- **Exercise**:
Skip the pictures. Reproduce all other material exactly.

- **Entries with page source code**:
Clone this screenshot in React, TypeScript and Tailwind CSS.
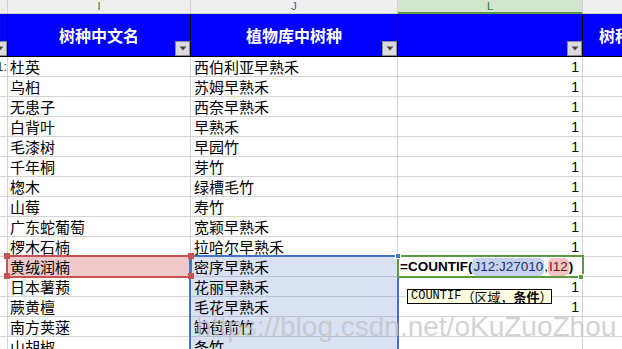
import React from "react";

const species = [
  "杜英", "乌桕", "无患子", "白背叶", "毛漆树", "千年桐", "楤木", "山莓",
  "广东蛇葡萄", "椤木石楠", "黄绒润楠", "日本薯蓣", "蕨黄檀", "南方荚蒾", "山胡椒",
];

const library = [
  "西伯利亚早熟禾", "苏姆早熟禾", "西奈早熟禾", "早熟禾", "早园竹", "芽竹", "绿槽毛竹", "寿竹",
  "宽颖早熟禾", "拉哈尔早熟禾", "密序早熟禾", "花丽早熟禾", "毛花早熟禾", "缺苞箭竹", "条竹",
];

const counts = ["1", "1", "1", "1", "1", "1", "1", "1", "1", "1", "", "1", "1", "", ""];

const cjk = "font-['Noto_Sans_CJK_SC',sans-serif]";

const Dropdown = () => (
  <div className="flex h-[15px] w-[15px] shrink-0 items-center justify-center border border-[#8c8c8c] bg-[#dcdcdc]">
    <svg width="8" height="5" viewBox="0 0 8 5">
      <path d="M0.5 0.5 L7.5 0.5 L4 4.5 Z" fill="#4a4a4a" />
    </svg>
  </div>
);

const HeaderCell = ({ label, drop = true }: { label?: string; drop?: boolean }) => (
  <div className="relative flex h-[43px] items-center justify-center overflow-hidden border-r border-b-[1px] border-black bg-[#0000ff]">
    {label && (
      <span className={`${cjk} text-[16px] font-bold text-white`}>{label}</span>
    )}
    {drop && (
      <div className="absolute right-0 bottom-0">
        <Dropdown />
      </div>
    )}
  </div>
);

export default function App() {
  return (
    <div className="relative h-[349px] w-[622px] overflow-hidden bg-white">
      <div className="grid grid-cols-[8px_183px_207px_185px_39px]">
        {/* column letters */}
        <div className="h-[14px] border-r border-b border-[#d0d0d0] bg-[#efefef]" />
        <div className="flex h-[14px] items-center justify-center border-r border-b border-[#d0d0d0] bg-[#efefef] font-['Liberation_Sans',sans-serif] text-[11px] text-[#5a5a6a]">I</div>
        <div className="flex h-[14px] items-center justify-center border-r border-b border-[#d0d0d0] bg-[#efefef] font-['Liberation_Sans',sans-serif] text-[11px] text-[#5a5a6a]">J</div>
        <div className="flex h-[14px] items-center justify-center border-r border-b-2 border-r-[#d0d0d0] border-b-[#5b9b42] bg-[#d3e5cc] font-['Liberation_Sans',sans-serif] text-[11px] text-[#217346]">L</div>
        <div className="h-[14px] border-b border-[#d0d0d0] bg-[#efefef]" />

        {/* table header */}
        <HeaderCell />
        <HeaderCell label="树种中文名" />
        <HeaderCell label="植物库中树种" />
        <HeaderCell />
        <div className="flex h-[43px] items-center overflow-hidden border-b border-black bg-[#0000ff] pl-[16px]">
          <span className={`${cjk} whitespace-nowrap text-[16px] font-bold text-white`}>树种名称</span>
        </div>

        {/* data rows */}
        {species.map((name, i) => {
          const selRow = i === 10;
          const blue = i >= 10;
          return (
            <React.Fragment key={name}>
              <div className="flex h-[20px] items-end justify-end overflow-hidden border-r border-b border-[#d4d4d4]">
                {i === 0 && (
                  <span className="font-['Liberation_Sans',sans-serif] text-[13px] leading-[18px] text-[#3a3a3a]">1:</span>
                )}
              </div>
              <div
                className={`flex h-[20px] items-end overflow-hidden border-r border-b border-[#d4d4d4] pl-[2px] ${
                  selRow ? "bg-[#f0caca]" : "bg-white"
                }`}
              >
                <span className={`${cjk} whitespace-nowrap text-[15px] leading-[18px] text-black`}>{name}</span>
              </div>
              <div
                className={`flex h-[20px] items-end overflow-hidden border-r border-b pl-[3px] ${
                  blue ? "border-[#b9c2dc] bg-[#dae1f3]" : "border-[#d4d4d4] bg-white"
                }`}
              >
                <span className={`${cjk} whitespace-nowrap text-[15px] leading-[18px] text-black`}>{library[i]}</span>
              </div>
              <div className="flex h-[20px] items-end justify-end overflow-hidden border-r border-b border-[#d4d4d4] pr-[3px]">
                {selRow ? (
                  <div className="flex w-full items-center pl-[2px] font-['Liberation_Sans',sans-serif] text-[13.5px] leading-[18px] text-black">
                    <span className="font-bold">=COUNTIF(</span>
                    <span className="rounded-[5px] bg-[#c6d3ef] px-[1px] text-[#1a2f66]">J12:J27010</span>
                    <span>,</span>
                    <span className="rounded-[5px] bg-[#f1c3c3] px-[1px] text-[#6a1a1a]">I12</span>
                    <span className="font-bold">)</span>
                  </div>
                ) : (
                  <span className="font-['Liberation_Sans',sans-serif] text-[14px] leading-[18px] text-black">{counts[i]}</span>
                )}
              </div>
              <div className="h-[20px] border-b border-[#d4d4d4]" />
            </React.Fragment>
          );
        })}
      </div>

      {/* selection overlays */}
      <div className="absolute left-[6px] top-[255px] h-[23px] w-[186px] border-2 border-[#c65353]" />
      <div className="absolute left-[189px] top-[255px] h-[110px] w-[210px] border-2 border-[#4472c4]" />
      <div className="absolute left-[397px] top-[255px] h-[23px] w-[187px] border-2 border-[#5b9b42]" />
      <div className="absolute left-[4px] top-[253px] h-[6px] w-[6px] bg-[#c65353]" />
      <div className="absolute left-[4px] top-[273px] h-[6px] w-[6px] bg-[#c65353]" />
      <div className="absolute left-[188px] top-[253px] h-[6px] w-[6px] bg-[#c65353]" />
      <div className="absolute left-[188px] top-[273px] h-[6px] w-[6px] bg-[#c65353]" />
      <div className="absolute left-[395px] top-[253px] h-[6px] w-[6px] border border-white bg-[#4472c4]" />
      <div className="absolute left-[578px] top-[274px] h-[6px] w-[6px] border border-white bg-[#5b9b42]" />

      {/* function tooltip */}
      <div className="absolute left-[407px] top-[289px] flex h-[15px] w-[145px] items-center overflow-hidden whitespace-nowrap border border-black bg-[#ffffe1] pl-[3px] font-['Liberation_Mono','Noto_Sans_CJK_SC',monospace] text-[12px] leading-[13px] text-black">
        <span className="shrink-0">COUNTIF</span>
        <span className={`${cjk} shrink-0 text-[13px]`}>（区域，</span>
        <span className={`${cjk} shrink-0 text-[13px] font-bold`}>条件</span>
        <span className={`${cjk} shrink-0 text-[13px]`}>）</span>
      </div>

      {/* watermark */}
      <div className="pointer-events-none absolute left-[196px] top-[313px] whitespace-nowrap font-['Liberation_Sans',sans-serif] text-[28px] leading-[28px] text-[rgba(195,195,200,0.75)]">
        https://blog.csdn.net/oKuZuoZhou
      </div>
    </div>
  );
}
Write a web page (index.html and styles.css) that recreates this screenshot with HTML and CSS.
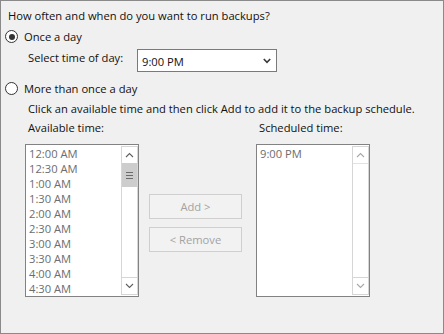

- **Correct response**:
Clone this screenshot in React, TypeScript and Tailwind CSS.
import React from "react";

const species = [
  "杜英", "乌桕", "无患子", "白背叶", "毛漆树", "千年桐", "楤木", "山莓",
  "广东蛇葡萄", "椤木石楠", "黄绒润楠", "日本薯蓣", "蕨黄檀", "南方荚蒾", "山胡椒",
];

const library = [
  "西伯利亚早熟禾", "苏姆早熟禾", "西奈早熟禾", "早熟禾", "早园竹", "芽竹", "绿槽毛竹", "寿竹",
  "宽颖早熟禾", "拉哈尔早熟禾", "密序早熟禾", "花丽早熟禾", "毛花早熟禾", "缺苞箭竹", "条竹",
];

const counts = ["1", "1", "1", "1", "1", "1", "1", "1", "1", "1", "", "1", "1", "", ""];

const cjk = "font-['Noto_Sans_CJK_SC',sans-serif]";

const Dropdown = () => (
  <div className="flex h-[15px] w-[15px] shrink-0 items-center justify-center border border-[#8c8c8c] bg-[#dcdcdc]">
    <svg width="8" height="5" viewBox="0 0 8 5">
      <path d="M0.5 0.5 L7.5 0.5 L4 4.5 Z" fill="#4a4a4a" />
    </svg>
  </div>
);

const HeaderCell = ({ label, drop = true }: { label?: string; drop?: boolean }) => (
  <div className="relative flex h-[43px] items-center justify-center overflow-hidden border-r border-b-[1px] border-black bg-[#0000ff]">
    {label && (
      <span className={`${cjk} text-[16px] font-bold text-white`}>{label}</span>
    )}
    {drop && (
      <div className="absolute right-0 bottom-0">
        <Dropdown />
      </div>
    )}
  </div>
);

export default function App() {
  return (
    <div className="relative h-[349px] w-[622px] overflow-hidden bg-white">
      <div className="grid grid-cols-[8px_183px_207px_185px_39px]">
        {/* column letters */}
        <div className="h-[14px] border-r border-b border-[#d0d0d0] bg-[#efefef]" />
        <div className="flex h-[14px] items-center justify-center border-r border-b border-[#d0d0d0] bg-[#efefef] font-['Liberation_Sans',sans-serif] text-[11px] text-[#5a5a6a]">I</div>
        <div className="flex h-[14px] items-center justify-center border-r border-b border-[#d0d0d0] bg-[#efefef] font-['Liberation_Sans',sans-serif] text-[11px] text-[#5a5a6a]">J</div>
        <div className="flex h-[14px] items-center justify-center border-r border-b-2 border-r-[#d0d0d0] border-b-[#5b9b42] bg-[#d3e5cc] font-['Liberation_Sans',sans-serif] text-[11px] text-[#217346]">L</div>
        <div className="h-[14px] border-b border-[#d0d0d0] bg-[#efefef]" />

        {/* table header */}
        <HeaderCell />
        <HeaderCell label="树种中文名" />
        <HeaderCell label="植物库中树种" />
        <HeaderCell />
        <div className="flex h-[43px] items-center overflow-hidden border-b border-black bg-[#0000ff] pl-[16px]">
          <span className={`${cjk} whitespace-nowrap text-[16px] font-bold text-white`}>树种名称</span>
        </div>

        {/* data rows */}
        {species.map((name, i) => {
          const selRow = i === 10;
          const blue = i >= 10;
          return (
            <React.Fragment key={name}>
              <div className="flex h-[20px] items-end justify-end overflow-hidden border-r border-b border-[#d4d4d4]">
                {i === 0 && (
                  <span className="font-['Liberation_Sans',sans-serif] text-[13px] leading-[18px] text-[#3a3a3a]">1:</span>
                )}
              </div>
              <div
                className={`flex h-[20px] items-end overflow-hidden border-r border-b border-[#d4d4d4] pl-[2px] ${
                  selRow ? "bg-[#f0caca]" : "bg-white"
                }`}
              >
                <span className={`${cjk} whitespace-nowrap text-[15px] leading-[18px] text-black`}>{name}</span>
              </div>
              <div
                className={`flex h-[20px] items-end overflow-hidden border-r border-b pl-[3px] ${
                  blue ? "border-[#b9c2dc] bg-[#dae1f3]" : "border-[#d4d4d4] bg-white"
                }`}
              >
                <span className={`${cjk} whitespace-nowrap text-[15px] leading-[18px] text-black`}>{library[i]}</span>
              </div>
              <div className="flex h-[20px] items-end justify-end overflow-hidden border-r border-b border-[#d4d4d4] pr-[3px]">
                {selRow ? (
                  <div className="flex w-full items-center pl-[2px] font-['Liberation_Sans',sans-serif] text-[13.5px] leading-[18px] text-black">
                    <span className="font-bold">=COUNTIF(</span>
                    <span className="rounded-[5px] bg-[#c6d3ef] px-[1px] text-[#1a2f66]">J12:J27010</span>
                    <span>,</span>
                    <span className="rounded-[5px] bg-[#f1c3c3] px-[1px] text-[#6a1a1a]">I12</span>
                    <span className="font-bold">)</span>
                  </div>
                ) : (
                  <span className="font-['Liberation_Sans',sans-serif] text-[14px] leading-[18px] text-black">{counts[i]}</span>
                )}
              </div>
              <div className="h-[20px] border-b border-[#d4d4d4]" />
            </React.Fragment>
          );
        })}
      </div>

      {/* selection overlays */}
      <div className="absolute left-[6px] top-[255px] h-[23px] w-[186px] border-2 border-[#c65353]" />
      <div className="absolute left-[189px] top-[255px] h-[110px] w-[210px] border-2 border-[#4472c4]" />
      <div className="absolute left-[397px] top-[255px] h-[23px] w-[187px] border-2 border-[#5b9b42]" />
      <div className="absolute left-[4px] top-[253px] h-[6px] w-[6px] bg-[#c65353]" />
      <div className="absolute left-[4px] top-[273px] h-[6px] w-[6px] bg-[#c65353]" />
      <div className="absolute left-[188px] top-[253px] h-[6px] w-[6px] bg-[#c65353]" />
      <div className="absolute left-[188px] top-[273px] h-[6px] w-[6px] bg-[#c65353]" />
      <div className="absolute left-[395px] top-[253px] h-[6px] w-[6px] border border-white bg-[#4472c4]" />
      <div className="absolute left-[578px] top-[274px] h-[6px] w-[6px] border border-white bg-[#5b9b42]" />

      {/* function tooltip */}
      <div className="absolute left-[407px] top-[289px] flex h-[15px] w-[145px] items-center overflow-hidden whitespace-nowrap border border-black bg-[#ffffe1] pl-[3px] font-['Liberation_Mono','Noto_Sans_CJK_SC',monospace] text-[12px] leading-[13px] text-black">
        <span className="shrink-0">COUNTIF</span>
        <span className={`${cjk} shrink-0 text-[13px]`}>（区域，</span>
        <span className={`${cjk} shrink-0 text-[13px] font-bold`}>条件</span>
        <span className={`${cjk} shrink-0 text-[13px]`}>）</span>
      </div>

      {/* watermark */}
      <div className="pointer-events-none absolute left-[196px] top-[313px] whitespace-nowrap font-['Liberation_Sans',sans-serif] text-[28px] leading-[28px] text-[rgba(195,195,200,0.75)]">
        https://blog.csdn.net/oKuZuoZhou
      </div>
    </div>
  );
}
Write a web page (index.html and styles.css) that recreates this screenshot with HTML and CSS.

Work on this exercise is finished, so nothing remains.